Parallel Transaction Processing
Solana’s architecture enables several parallelization innovations:
- Sealevel: A parallel smart contracts runtime that processes thousands of contracts simultaneously
- Turbine: A block propagation protocol inspired by BitTorrent for efficient data distribution
- Gulf Stream: A mempool-less transaction forwarding protocol that pushes transactions to validators before block finalization
- Pipeline: A transaction processing unit optimized for verification, signature validation, and storage
The Solana Ecosystem
DeFi on Solana
Solana hosts a vibrant DeFi ecosystem characterized by fast execution and low fees:
- Jupiter: The leading DEX aggregator, processing billions in monthly volume
- Raydium: Automated market maker with concentrated liquidity
- Marinade Finance: Liquid staking protocol for SOL
- Drift Protocol: Perpetual futures exchange with high leverage
- Kamino Finance: Automated liquidity management
NFTs and Digital Collectibles
Solana became a major NFT platform, offering an alternative to Ethereum’s expensive minting and trading costs:
- Magic Eden: The dominant NFT marketplace on Solana
- Tensor: Advanced trading platform for NFT traders
- Metaplex: NFT standard and tools infrastructure
- Famous collections: DeGods, y00ts, Mad Lads, and Tensorians
Consumer Applications
Solana has attracted consumer-focused applications seeking mainstream adoption:
- Solana Mobile: Crypto-native smartphone with the Saga device
- Solana Pay: Point-of-sale payment integration
- Dialect: Messaging with embedded transactions
- Helium: Decentralized wireless infrastructure migrated to Solana
Technical Specifications
| Metric | Value |
|---|---|
| Block Time | ~400ms |
| Consensus | PoH + Tower BFT |
| Theoretical TPS | 65,000+ |
| Actual TPS | 2,000-5,000 |
| Transaction Cost | ~$0.00025 |
| Validator Count | 1,800+ |
| Minimum Stake | 0.02 SOL (delegated) |
Developer Experience
Programming Model
Solana programs (smart contracts) are written primarily in Rust, with the Anchor framework providing abstractions similar to Ethereum’s development experience.
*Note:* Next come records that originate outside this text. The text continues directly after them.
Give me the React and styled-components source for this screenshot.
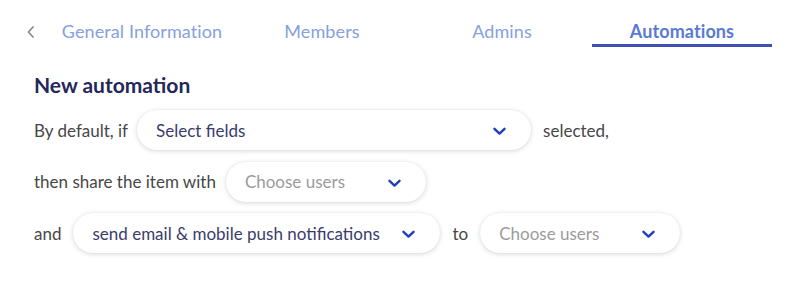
import React from "react";
import styled, { createGlobalStyle } from "styled-components";

const Global = createGlobalStyle`
  html, body { margin: 0; padding: 0; background: #ffffff; }
  body { font-family: "Lato", "Open Sans", sans-serif; }
  * { box-sizing: border-box; }
`;

const Page = styled.div`
  width: 792px;
  height: 303px;
  padding: 16px 20px 0 22px;
  background: #fff;
`;

const TabBar = styled.div`
  display: flex;
  align-items: flex-end;
  height: 31px;
`;

const BackButton = styled.button`
  width: 30px;
  height: 31px;
  border: 0;
  background: none;
  padding: 0 0 0 4px;
  display: flex;
  align-items: center;
  justify-content: flex-start;
  align-self: flex-start;
  cursor: pointer;
`;

const Tab = styled.div`
  width: 180px;
  text-align: center;
  font-size: 18px;
  line-height: 20px;
  padding-bottom: 3px;
  letter-spacing: 0.1px;
  color: ${(p) => (p.$active ? "#5a7ad4" : "#86a0e0")};
  font-weight: ${(p) => (p.$active ? 700 : 400)};
  border-bottom: 3px solid ${(p) => (p.$active ? "#3f51b5" : "transparent")};
`;

const Content = styled.div`
  padding-left: 12px;
`;

const Heading = styled.h2`
  margin: 26px 0 13px;
  font-size: 21px;
  line-height: 24px;
  font-weight: 700;
  color: #242759;
`;

const Rows = styled.div`
  display: flex;
  flex-direction: column;
  gap: 11.5px;
`;

const Row = styled.div`
  display: flex;
  align-items: center;
  gap: ${(p) => p.$gap || 10}px;
  height: 40px;
`;

const Label = styled.span`
  font-size: 17px;
  color: #474747;
  margin-left: ${(p) => p.$ml || 0}px;
`;

const Select = styled.div`
  flex: none;
  width: ${(p) => p.$w}px;
  height: 40px;
  border-radius: 20px;
  background: #fff;
  box-shadow: 0 1px 5px rgba(0, 0, 0, 0.16), 0 0 1px rgba(0, 0, 0, 0.08);
  display: flex;
  align-items: center;
  justify-content: space-between;
  padding: 0 25px 0 19px;
  font-size: 17px;
  color: ${(p) => (p.$placeholder ? "#9b9b9b" : "#3a3c6c")};
`;

const Chevron = () => (
  <svg width="13" height="9" viewBox="0 0 13 9" style={{ marginTop: 3 }}>
    <path d="M1.5 1.8 L6.5 6.6 L11.5 1.8" fill="none" stroke="#1d3fbf" strokeWidth="2.4" strokeLinecap="round" strokeLinejoin="round" />
  </svg>
);

const BackIcon = () => (
  <svg width="10" height="14" viewBox="0 0 10 14">
    <path d="M7 2 L2.5 7 L7 12" fill="none" stroke="#8c8c8c" strokeWidth="1.8" strokeLinecap="round" strokeLinejoin="round" />
  </svg>
);

export default function App() {
  return (
    <>
      <Global />
      <Page>
        <TabBar>
          <BackButton aria-label="Back">
            <BackIcon />
          </BackButton>
          <Tab>General Information</Tab>
          <Tab>Members</Tab>
          <Tab>Admins</Tab>
          <Tab $active>Automations</Tab>
        </TabBar>
        <Content>
          <Heading>New automation</Heading>
          <Rows>
            <Row $gap={9}>
              <Label>By default, if</Label>
              <Select $w={394}>
                Select fields
                <Chevron />
              </Select>
              <Label $ml={3}>selected,</Label>
            </Row>
            <Row>
              <Label>then share the item with</Label>
              <Select $w={200} $placeholder>
                Choose users
                <Chevron />
              </Select>
            </Row>
            <Row $gap={12}>
              <Label>and</Label>
              <Select $w={367}>
                send email &amp; mobile push notifications
                <Chevron />
              </Select>
              <Label>to</Label>
              <Select $w={200} $placeholder>
                Choose users
                <Chevron />
              </Select>
            </Row>
          </Rows>
        </Content>
      </Page>
    </>
  );
}
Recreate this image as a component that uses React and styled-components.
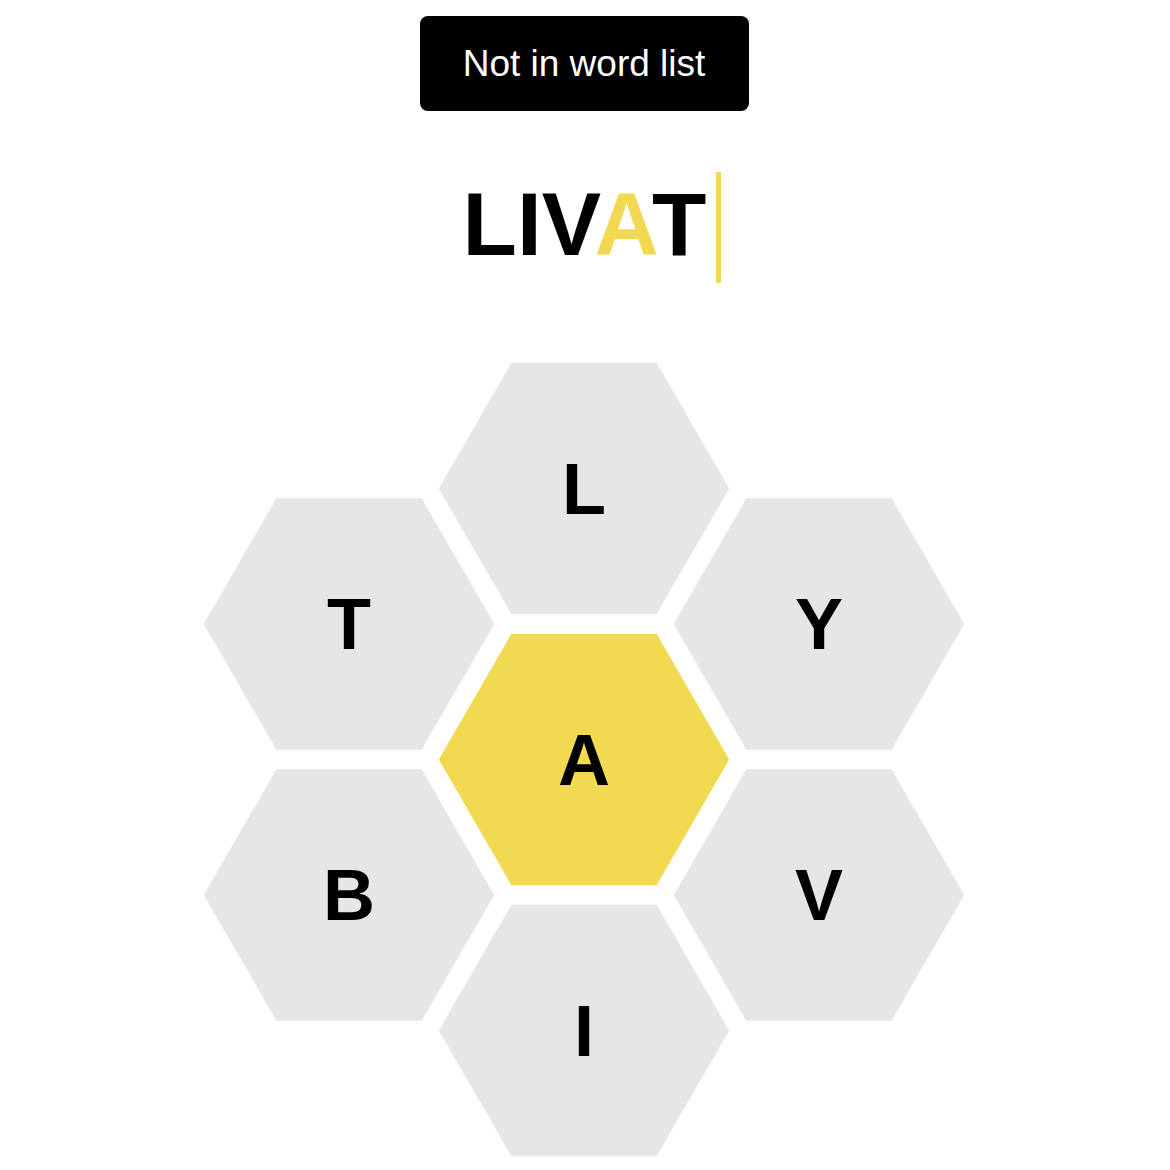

Programs are stateless and interact with accounts - data structures that persist on-chain.
Key development tools include:
- Rust: Primary language for on-chain programs
- Anchor: Framework simplifying Solana development
- Solana CLI: Command-line tools for deployment and interaction
- Solana Playground: Browser-based development environment
- TypeScript SDK: Client-side integration
Program Architecture
Unlike Ethereum’s contract model, Solana separates logic (programs) from state (accounts). Programs are deployed once and can operate on any account that grants them permission. This design enables:
- Parallel execution of non-overlapping transactions
- Efficient program upgrades without migrating state
- Composability through Cross-Program Invocations (CPIs)
Challenges and Controversies
Network Outages
Solana has experienced several network outages, including complete halts lasting hours. These incidents, often caused by bot activity overwhelming the network, have raised questions about reliability for mission-critical applications. The team has implemented numerous improvements, including fee markets and transaction priority mechanisms based on gas economics.
Decentralization Concerns
Critics argue Solana’s high hardware requirements limit validator participation, leading to centralization. Running a Solana validator requires:
- High-end CPU (12+ cores)
- 128+ GB RAM
- Fast NVMe storage
- 1 Gbps network connection
Supporters counter that thousands of validators and millions of delegators represent meaningful decentralization, and that hardware costs continue declining.
FTX Connection
Solana was closely associated with FTX and Alameda Research, which held significant SOL tokens and supported ecosystem development. FTX’s collapse in November 2022 triggered a severe price decline and raised concerns about concentration of holdings. The ecosystem has since demonstrated resilience, with activity recovering and new investors entering.
Solana vs. Ethereum
The Solana vs. Ethereum debate centers on different philosophies:
| Aspect | Solana | Ethereum |
|---|---|---|
| Philosophy | Maximize L1 performance | Rollup-centric scaling |
| Block Time | 400ms | 12 seconds |
| Finality | ~12 seconds | ~15 minutes |
| Fees | Sub-cent | Variable (+ L2 options) |
| Decentralization | ~1,800 validators | ~900,000 validators |
| Programming | Rust/Anchor | Solidity |
Future Roadmap
Solana’s development continues across several fronts:
- Firedancer: Independent validator client by Jump Crypto for network resilience
- State Compression: Reducing costs for large-scale applications
- Local Fee Markets: Preventing congestion from affecting unrelated transactions
- Token Extensions: Programmable token features for compliance and customization
- Mobile Integration: Expanding the Solana Mobile ecosystem
Conclusion
Solana represents a different approach to blockchain scaling - maximizing base layer performance rather than relying on Layer 2 solutions. Its combination of Proof of History and aggressive parallelization achieves speeds and costs that enable use cases impractical on slower networks.
While challenges around reliability and decentralization persist, Solana has demonstrated remarkable resilience and continues attracting developers and users. Its success in DeFi, NFTs, and consumer applications proves there’s demand for high-performance blockchain infrastructure. Whether Solana’s architectural choices prove optimal long-term remains to be seen, but its contributions to blockchain engineering are already significant.
For developers and users prioritizing speed and cost over maximum decentralization, Solana offers a compelling platform with a maturing ecosystem and active development community.